A small group comprises of knowledgeable kids from Kalikapur, and kids from the adjacent urban locality, who have operational computer knowledge, would be formed. Kalikapur kids will work as field guides and the urban ones will take charge of the documentation (paper, photographs, computer storage) mainly. A participatory bio-resource documentation, and exchange of knowledge and skill between these two groups would be actively initiated.
27) Nirmal Kanti Saha, Kolkata
Economy of Meaning and Meaning of Economy: A re-invoation of Calcutta based Journal Annya Artha
A Bengali journal that emerged out of the radical Marxist tradition during the early seventies in the metropolis of Calcutta is the nodal point in this project. Re-construction of urban consciousness in the face of large-scale infiltration (after the liberation of Bangladesh), economic unrest, and political bankruptcy on the part of both left and right, has been reflected in the articles published. Started by a group of young (left) intellectuals with a serious commitment towards the understanding of social economy leads gradually to an understanding of the (im)possibility of a discussion on economy without a serious re-thinking of social and political theories .
The project aims to analyse the socio-economic-political agents responsible in re-structuring urban consciousness through the lens of this journal. A face-to-face interview to map the contours and terrain of a growing urban radicalism has also been planned with the editorial members and contributors in the journal, most of them, now in their late fifties or early sixties, most of them intellectuals of repute in the national as well as the international arena. Also we have a plan to preserve all the issues of this journal in an electronic format.
28) Poonam Bir Kasturi, Bangalore
Eco-Source
29) Preeti Sampat, New Delhi
In Search of the 'Uncommon' Woman
Front-page cartoons in most national newspapers, generally in little boxes to the left, depict (as opposed to represent) women in a plainly patriarchal manner.
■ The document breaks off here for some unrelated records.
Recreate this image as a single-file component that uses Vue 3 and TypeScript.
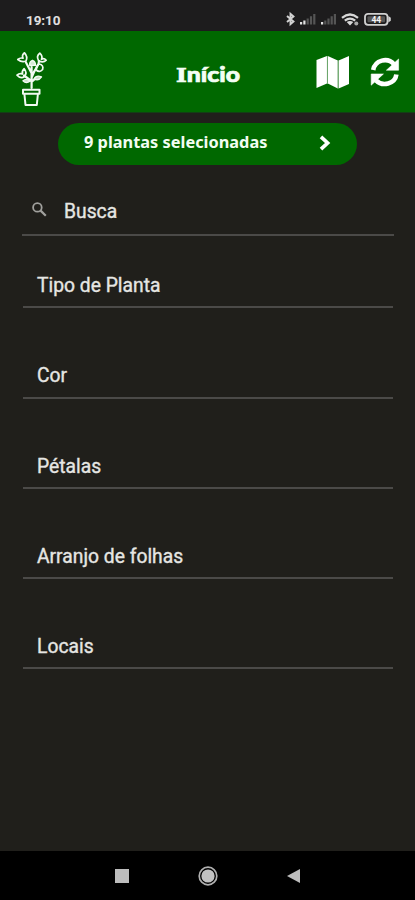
<script setup lang="ts">
interface Field {
  id: string
  label: string
}

const selectedCount: number = 9

const fields: Field[] = [
  { id: 'type', label: 'Tipo de Planta' },
  { id: 'color', label: 'Cor' },
  { id: 'petals', label: 'Pétalas' },
  { id: 'leaves', label: 'Arranjo de folhas' },
  { id: 'places', label: 'Locais' },
]
</script>

<template>
  <div class="screen">
    <div class="status">
      <span class="clock">19:10</span>
      <svg class="indicators" width="108" height="16" viewBox="0 0 108 16" fill="none">
        <path d="M2 5l6.5 5.5-3 2.7V2.8l3 2.7L2 11" stroke="#d2d2d2" stroke-width="1.9" />
        <g fill="#e2e2e2">
          <path d="M15 11h2.2v2.5H15zM18.3 9.5h2.2v4h-2.2z" />
          <path d="M36 11h2.2v2.5H36z" />
        </g>
        <g fill="#555">
          <path d="M21.6 7.5h2.2v6h-2.2zM24.9 5.2h2.2v8.3h-2.2zM28.2 3h2.2v10.5h-2.2z" />
          <path d="M39.2 9.5h2.2v4h-2.2zM42.4 7.5h2.2v6h-2.2zM45.6 5.2h2.2v8.3h-2.2zM48.8 3H51v10.5h-2.2z" />
        </g>
        <path d="M57 6.8q8-6.6 16 0M59.8 9.6q5.2-4 10.4 0" stroke="#d8d8d8" stroke-width="2.2" />
        <path d="M61.7 11q3.3-2.2 6.6 0L65 14.4z" fill="#d8d8d8" />
        <circle cx="71.3" cy="12.5" r="2" fill="#aaa" />
        <rect x="80" y="2.8" width="22.5" height="11" rx="3" stroke="#d0d0d0" stroke-width="1.8" />
        <rect x="82.5" y="5.3" width="17.5" height="6" rx="1" fill="#555" />
        <path d="M103.3 5l2.5 1.8v3l-2.5 1.8z" fill="#d0d0d0" />
        <text x="91.3" y="11.6" class="charge" text-anchor="middle">44</text>
      </svg>
    </div>

    <header class="header">
      <svg class="plant" width="34" height="58" viewBox="0 0 34 58" fill="none" stroke="#f2faf2" stroke-linejoin="round" stroke-linecap="round">
        <path d="M16.6 40V19M16.5 25L11 14.5M16.8 29Q19 23 22 19Q24 16 24 13M16.3 33L9 27.5M16.6 34L21 30" stroke-width="2.2" />
        <path d="M11 13Q7 15 2.8 11.5Q5 9.5 8 10.2Q6.5 7 9.5 4.8Q13 8.5 11 13z" stroke-width="1.7" />
        <path d="M14.8 17.5Q14 13.5 17.5 12.3Q20.5 13.5 20.6 17.2z" fill="#d5ead5" stroke-width="1.4" />
        <path d="M23.5 12.5Q21 8 24.8 5.2Q28 8 26.5 11.3Q29 9.8 31.2 12.2Q28 15.5 23.5 12.5z" stroke-width="1.7" />
        <path d="M24 16Q29 17 27.6 21.5Q24.5 25 21.2 22Q20.8 18 24 16z" stroke-width="1.7" />
        <path d="M9.5 28.5Q6 31.5 2 27.2Q4.5 24.8 7.5 26Q6.5 23 9.2 20.7Q12.5 24.5 9.5 28.5z" stroke-width="1.7" />
        <path d="M15 33.2Q11 36 8 32.7Q11.5 29.8 15 33.2zM19 31Q21.5 26.5 26.5 29Q24 33 19 31z" fill="#c5e0c5" stroke-width="1.4" />
        <path d="M8 41.8h16.5v4H8zM9.5 47l1 10h11.3l1-10" stroke-width="2" />
      </svg>
      <svg class="title" width="66" height="26" viewBox="0 0 66 26">
        <text x="1" y="18.7" textLength="64" lengthAdjust="spacingAndGlyphs"><tspan class="initial">I</tspan>nício</text>
      </svg>
      <div class="actions">
        <svg width="34" height="34" viewBox="0 0 34 34">
          <path d="M.5 5L11 1v27.5L.5 33zM11.8 1l10 4.5v28l-10-5zM22.6 5.5L33 1v28l-10.4 4.5z" fill="#fff" />
          <path d="M11.4 1v28M22.2 5.5v28" stroke="#85b585" stroke-width=".8" />
        </svg>
        <svg width="30" height="30" viewBox="0 0 30 30">
          <path d="M3.2 13C5 3 17.5 0 24 7.2M26.4 17.5C25 27 12.5 30 6 23.3" fill="none" stroke="#fff" stroke-width="4.6" />
          <path d="M28.6 2v11.2H16.4zM1.2 28.2V17h12.2z" fill="#fff" stroke="#fff" stroke-width=".6" stroke-linejoin="round" />
        </svg>
      </div>
    </header>

    <main class="content">
      <button class="pill" type="button">
        <span>{{ selectedCount }} plantas selecionadas</span>
        <svg width="12" height="16" viewBox="0 0 12 16">
          <path d="M2 1.8L8.6 8L2 14.2" fill="none" stroke="#fff" stroke-width="3.7" />
        </svg>
      </button>

      <div class="search">
        <svg width="16" height="16" viewBox="0 0 16 16" fill="none" stroke="#a0a09d">
          <circle cx="5.4" cy="5.4" r="4.3" stroke-width="1.8" />
          <path d="M8.6 8.6l5.2 5.2" stroke-width="2.2" />
        </svg>
        <span>Busca</span>
      </div>

      <div class="fields">
        <div v-for="field in fields" :key="field.id" class="field">
          <span>{{ field.label }}</span>
        </div>
      </div>
    </main>

    <nav class="navigation">
      <svg width="14" height="14" viewBox="0 0 14 14"><path d="M0 0h14v14H0z" fill="#bdbdbd" /></svg>
      <svg width="20" height="20" viewBox="0 0 20 20">
        <circle cx="10" cy="10" r="8.8" fill="none" stroke="#b0b0b0" stroke-width="1.7" />
        <circle cx="10" cy="10" r="6.6" fill="#c2c2c2" />
      </svg>
      <svg width="13" height="14" viewBox="0 0 13 14"><path d="M0 7L13 0v14z" fill="#bdbdbd" /></svg>
    </nav>
  </div>
</template>

<style>
body {
  background: #201f1b;
}
</style>

<style scoped>
.screen {
  width: 415px;
  height: 900px;
  display: flex;
  flex-direction: column;
  overflow: hidden;
  background: #201f1b;
  color: #e6e6e3;
  font-family: Roboto, sans-serif;
}

.status {
  height: 31px;
  box-sizing: border-box;
  padding: 11px 22px 0 26px;
  display: flex;
  justify-content: space-between;
  align-items: flex-start;
  background: #1d1c1d;
}

.clock {
  font: 700 13.5px/18px Roboto, sans-serif;
  letter-spacing: -0.1px;
  color: #e0e0e0;
}

.charge {
  font: 700 8.5px Roboto, sans-serif;
  fill: #f2f2f2;
}

.header {
  height: 82px;
  box-sizing: border-box;
  padding: 0 15px;
  display: grid;
  grid-template-columns: 160px 66px 1fr;
  align-items: start;
  background: #006800;
  border-bottom: 1px solid #124014;
}

.plant {
  margin-top: 17px;
}

.title {
  margin-top: 32px;
}

.title text {
  font: 900 20px Lato, sans-serif;
  fill: #f4fff4;
  stroke: #f4fff4;
  stroke-width: 0.7px;
}

.title .initial {
  font: 700 18.5px 'DejaVu Serif', serif;
}

.actions {
  display: flex;
  justify-content: flex-end;
  align-items: center;
  gap: 20px;
  padding-top: 24px;
}

.content {
  flex: 1;
}

.pill {
  width: 299px;
  height: 42px;
  margin: 10px 0 0 58px;
  padding: 0 26px 3px 26px;
  border: 0;
  border-radius: 21px;
  display: flex;
  align-items: center;
  justify-content: space-between;
  background: #006800;
  color: #f2fdf2;
  font: 700 16.35px/22px 'Noto Sans', sans-serif;
}

.pill span {
  margin-top: -1px;
}

.pill svg {
  margin-top: 1px;
}

.search {
  width: 372px;
  height: 71px;
  box-sizing: border-box;
  margin-left: 22px;
  padding: 34px 0 0 10px;
  display: flex;
  align-items: flex-start;
  gap: 16px;
  border-bottom: 2px solid #4b4a48;
  font-size: 19.3px;
  line-height: 25px;
  -webkit-text-stroke: 0.35px currentColor;
}

.search svg {
  margin-top: 3px;
}

.fields {
  margin: 0 22px 0 23px;
  padding-top: 37px;
  display: grid;
  gap: 55px;
}

.field {
  height: 35.3px;
  box-sizing: border-box;
  padding-left: 14px;
  border-bottom: 2px solid #4b4a48;
  font-size: 19.3px;
  line-height: 26px;
  -webkit-text-stroke: 0.35px currentColor;
}

.navigation {
  height: 49px;
  display: flex;
  justify-content: center;
  align-items: center;
  gap: 69px;
  background: #000;
}
</style>
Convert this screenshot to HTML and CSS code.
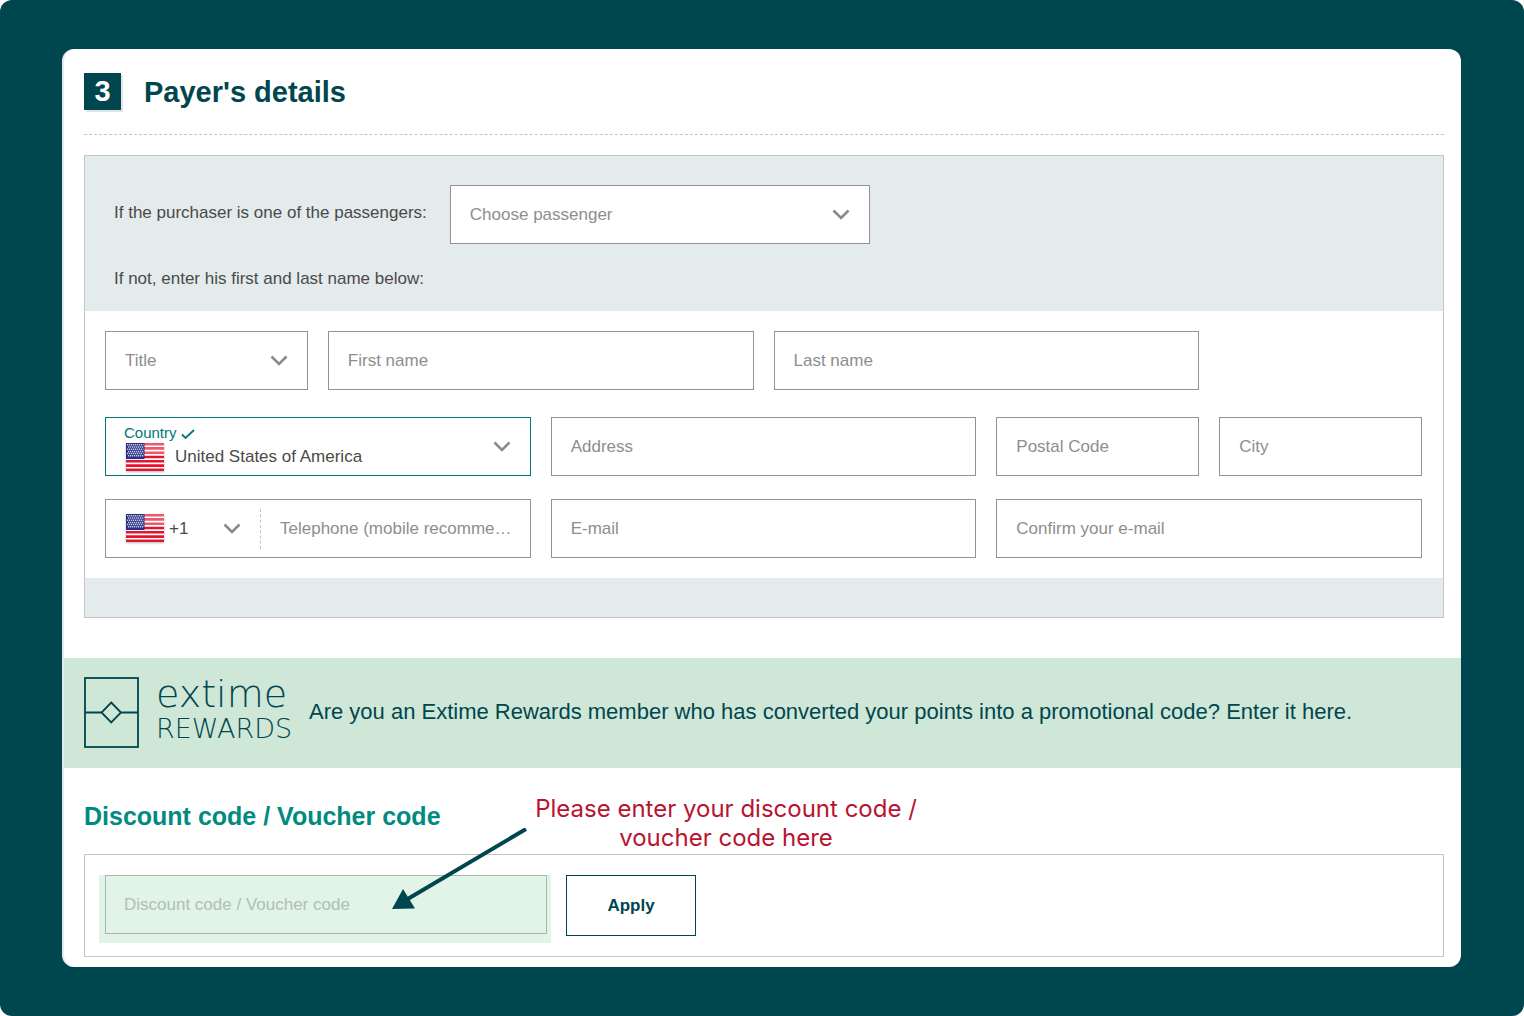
FILE: index.html
```html
<!DOCTYPE html>
<html lang="en">
<head>
    <meta charset="UTF-8">
    <meta name="viewport" content="width=device-width, initial-scale=1.0">
    <title>Payer's details</title>
    <link rel="stylesheet" href="styles.css">
</head>
<body>
    <!-- shared icons -->
    <svg class="sprite" aria-hidden="true">
        <symbol id="chevron" viewBox="0 0 18 11">
            <path d="M1.5 1.5 L9 9 L16.5 1.5" fill="none" stroke="#8a8a8e" stroke-width="2.6"/>
        </symbol>
        <symbol id="flag-us" viewBox="0 0 38 28">
            <rect width="38" height="28" fill="#fff"/>
            <path d="M0 1.1H38M0 5.4H38M0 9.7H38M0 14H38M0 18.3H38M0 22.6H38M0 26.9H38" stroke="#e3142d" stroke-width="2.6"/>
            <path d="M18 0H38V12H18Z" fill="#fff" opacity="0.3"/>
            <rect width="18.5" height="16" fill="#2b2f86"/>
            <path d="M1 1.8H17.5M2 4H17.5M1 6.2H17.5M2 8.4H17.5M1 10.6H17.5M2 12.8H17.5" stroke="#c3c6e4" stroke-width="1.5" stroke-dasharray="1.3 0.7"/>
        </symbol>
    </svg>

    <main class="card">
        <header class="step">
            <span class="step-number">3</span>
            <h1>Payer's details</h1>
        </header>

        <form class="panel">
            <div class="panel-top">
                <div class="passenger">
                    <label for="passenger">If the purchaser is one of the passengers:</label>
                    <div class="field passenger-field">
                        <select id="passenger">
                            <option>Choose passenger</option>
                        </select>
                        <svg class="chevron"><use href="#chevron"/></svg>
                    </div>
                </div>
                <p>If not, enter his first and last name below:</p>
            </div>

            <div class="panel-fields">
                <div class="row">
                    <div class="field">
                        <select aria-label="Title">
                            <option>Title</option>
                        </select>
                        <svg class="chevron"><use href="#chevron"/></svg>
                    </div>
                    <div class="field wide"><input type="text" placeholder="First name" aria-label="First name"></div>
                    <div class="field wide"><input type="text" placeholder="Last name" aria-label="Last name"></div>
                </div>
                <div class="row row-address">
                    <div class="field wide country">
                        <label for="country">Country
                            <svg class="tick" viewBox="0 0 14 10"><path d="M1 5.5 L4.5 9 L13 1" fill="none" stroke="currentColor" stroke-width="1.8"/></svg>
                        </label>
                        <svg class="flag"><use href="#flag-us"/></svg>
                        <select id="country">
                            <option>United States of America</option>
                        </select>
                        <svg class="chevron"><use href="#chevron"/></svg>
                    </div>
                    <div class="field wide"><input type="text" placeholder="Address" aria-label="Address"></div>
                    <div class="field"><input type="text" placeholder="Postal Code" aria-label="Postal Code"></div>
                    <div class="field"><input type="text" placeholder="City" aria-label="City"></div>
                </div>
                <div class="row">
                    <div class="field wide phone">
                        <div class="phone-code">
                            <svg class="flag"><use href="#flag-us"/></svg>
                            <select aria-label="Country code">
                                <option>+1</option>
                            </select>
                            <svg class="chevron"><use href="#chevron"/></svg>
                        </div>
                        <input type="tel" placeholder="Telephone (mobile recommended)" aria-label="Telephone">
                    </div>
                    <div class="field wide"><input type="email" placeholder="E-mail" aria-label="E-mail"></div>
                    <div class="field wide"><input type="email" placeholder="Confirm your e-mail" aria-label="Confirm your e-mail"></div>
                </div>
            </div>

            <div class="panel-bottom"></div>
        </form>

        <section class="rewards">
            <svg class="rewards-icon" viewBox="0 0 55 71" fill="none" stroke="#00464f" stroke-width="1.8">
                <rect x="1" y="1" width="53" height="69"/>
                <path d="M1 35.5H17.5M37 35.5H54M27.2 25.5L37 35.5L27.2 45.5L17.5 35.5Z"/>
            </svg>
            <div class="rewards-name">
                <span class="extime">extime</span>
                <span class="rewards-word">REWARDS</span>
            </div>
            <p>Are you an Extime Rewards member who has converted your points into a promotional code? Enter it here.</p>
        </section>

        <section class="discount">
            <h2><label for="code">Discount code / Voucher code</label></h2>
            <form class="discount-box">
                <div class="highlight">
                    <input type="text" id="code" placeholder="Discount code / Voucher code">
                </div>
                <button type="button">Apply</button>
            </form>
            <p class="hint">Please enter your discount code / voucher code here</p>
            <svg class="arrow" viewBox="0 0 136 82">
                <path d="M134 1L14 72" stroke="#00464f" stroke-width="4"/>
                <path d="M0 81L11 61L23 80.5Z" fill="#00464f"/>
            </svg>
        </section>
    </main>
</body>
</html>
```
FILE: styles.css
```css
* {
    box-sizing: border-box;
}

html {
    background-color: #ffffff;
}

body {
    margin: 0;
    padding: 49px 63px 49px 62px;
    min-height: 100vh;
    background-color: #00464f;
    border-radius: 12px;
    font-family: "Liberation Sans", Arial, sans-serif;
    font-size: 17px;
    line-height: 20px;
    color: #4a4a4a;
}

h1, h2, p {
    margin: 0;
}

.sprite {
    position: absolute;
    width: 0;
    height: 0;
}

.card {
    background-color: #ffffff;
    border-left: 2px solid #e9e9ed;
    border-radius: 12px;
    overflow: hidden;
}

/* step heading */
.step {
    display: flex;
    align-items: center;
    gap: 23px;
    margin: 0 17px 20px 20px;
    padding: 24px 0;
    border-bottom: 1px dashed #c4c4c4;
}

.step-number {
    width: 37px;
    height: 37px;
    background-color: #00464f;
    box-shadow: 2px 2px 0 #e2e5e5;
    color: #ffffff;
    font-size: 29px;
    font-weight: bold;
    line-height: 37px;
    text-align: center;
}

h1 {
    font-size: 29px;
    line-height: 36px;
    color: #00464f;
}

/* payer panel */
.panel {
    margin: 0 17px 40px 20px;
    border: 1px solid #c3c5c5;
}

.panel-top {
    padding: 29px 29px 22px;
    background-color: #e3ebec;
}

.passenger {
    display: flex;
    align-items: center;
    gap: 23px;
    margin-bottom: 25px;
}

.passenger label {
    padding-bottom: 4px;
}

.passenger-field {
    width: 420px;
}

.panel-fields {
    padding: 20px 21px 20px 20px;
}

.panel-bottom {
    height: 39px;
    background-color: #e3ebec;
}

.row {
    display: grid;
    grid-template-columns: repeat(6, 1fr);
    gap: 20px;
}

.row-address {
    margin: 27px 0 23px;
}

.field {
    position: relative;
    height: 59px;
    border: 1px solid #929292;
    background-color: #ffffff;
}

.wide {
    grid-column: span 2;
}

input, select {
    display: block;
    width: 100%;
    height: 100%;
    margin: 0;
    padding: 0 16px 0 19px;
    border: none;
    border-radius: 0;
    background: transparent;
    font: inherit;
    color: #8e8e8e;
    appearance: none;
    text-overflow: ellipsis;
}

input::placeholder {
    color: #8e8e8e;
}

.chevron {
    position: absolute;
    top: 23px;
    right: 19px;
    width: 18px;
    height: 11px;
    pointer-events: none;
}

.flag {
    position: absolute;
    left: 20px;
    width: 38px;
    height: 28px;
    filter: drop-shadow(0 1px 1px #b5b5b5);
    pointer-events: none;
}

.field.country {
    border-color: #00777b;
}

.country label {
    position: absolute;
    top: 5px;
    left: 18px;
    font-size: 15px;
    color: #00777b;
}

.tick {
    width: 14px;
    height: 10px;
    vertical-align: -1px;
}

.country .flag {
    top: 25px;
}

.country select {
    padding: 20px 40px 0 69px;
    color: #4a4a4a;
}

.phone {
    display: flex;
    align-items: center;
}

.phone-code {
    position: relative;
    flex: none;
    width: 155px;
    height: 40px;
    border-right: 1px dashed #c4c4c4;
}

.phone-code .flag {
    top: 5px;
}

.phone-code .chevron {
    top: 14px;
}

.phone-code select {
    padding: 0 40px 0 63px;
    color: #4a4a4a;
}

/* rewards banner */
.rewards {
    display: flex;
    align-items: center;
    height: 110px;
    padding: 0 20px 2px;
    background-color: #cfe7d7;
    color: #00464f;
}

.rewards-icon {
    flex: none;
    width: 55px;
    height: 71px;
    margin-right: 17px;
}

.rewards-name {
    display: flex;
    flex-direction: column;
    flex: none;
    width: 136px;
    margin-right: 17px;
    padding-bottom: 2px;
    font-family: "DejaVu Sans Light", "DejaVu Sans", sans-serif;
    font-weight: 200;
}

.extime {
    font-size: 38px;
    line-height: 36px;
}

.rewards-word {
    font-size: 27px;
    line-height: 34px;
}

.rewards p {
    font-size: 22px;
    line-height: 26px;
}

/* discount code */
.discount {
    position: relative;
    padding: 33px 17px 10px 20px;
}

h2 {
    margin-bottom: 23px;
    font-size: 25px;
    line-height: 30px;
    color: #008a80;
}

.discount-box {
    display: flex;
    align-items: flex-start;
    gap: 15px;
    padding: 20px 14px 13px;
    border: 1px solid #c3c5c5;
}

.highlight {
    width: 452px;
    padding: 0 4px 9px 6px;
    background-color: #e2f4e7;
}

.highlight input {
    height: 59px;
    padding: 0 18px;
    border: 1px solid #a6b8ad;
}

.highlight input::placeholder {
    color: #afbfb5;
}

button {
    width: 130px;
    height: 61px;
    border: 1px solid #00464f;
    background-color: #ffffff;
    font: inherit;
    font-weight: bold;
    color: #00464f;
    cursor: pointer;
}

.hint {
    position: absolute;
    top: 26px;
    left: 462px;
    width: 400px;
    font-family: Inter, sans-serif;
    font-size: 24px;
    line-height: 29px;
    text-align: center;
    color: #b8142f;
}

.arrow {
    position: absolute;
    top: 60px;
    left: 328px;
    width: 136px;
    height: 82px;
    pointer-events: none;
}
```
The women are depicted (if at all) by these undoubtedly male cartoonists as either ‘homely’ furniture in the background or a little more tantalizingly with some ‘parts’ popping out of their clothing just as their tongues occasionally do. With predictable regularity, any real comment is made by a man. I’ve admired the ‘common man’ for a long time for his ability to speak volumes through his silence, until I realized with all the enormity of the betrayal, that the common woman’s silence is in fact, deafening!
I want to interrogate this wholly unnecessary disrespectful depiction of women and examine its wider cultural meanings and implications. I intend to interview the cartoonists of four national dailies: The Hindustan Times, The Indian Express, The Times of India and The Hindu. I will also undertake archival research of cartoons, articles and other relevant materials. This critical examination will then culminate into an article or two sent for publication to national dailies or popular magazines and a final essay for Sarai.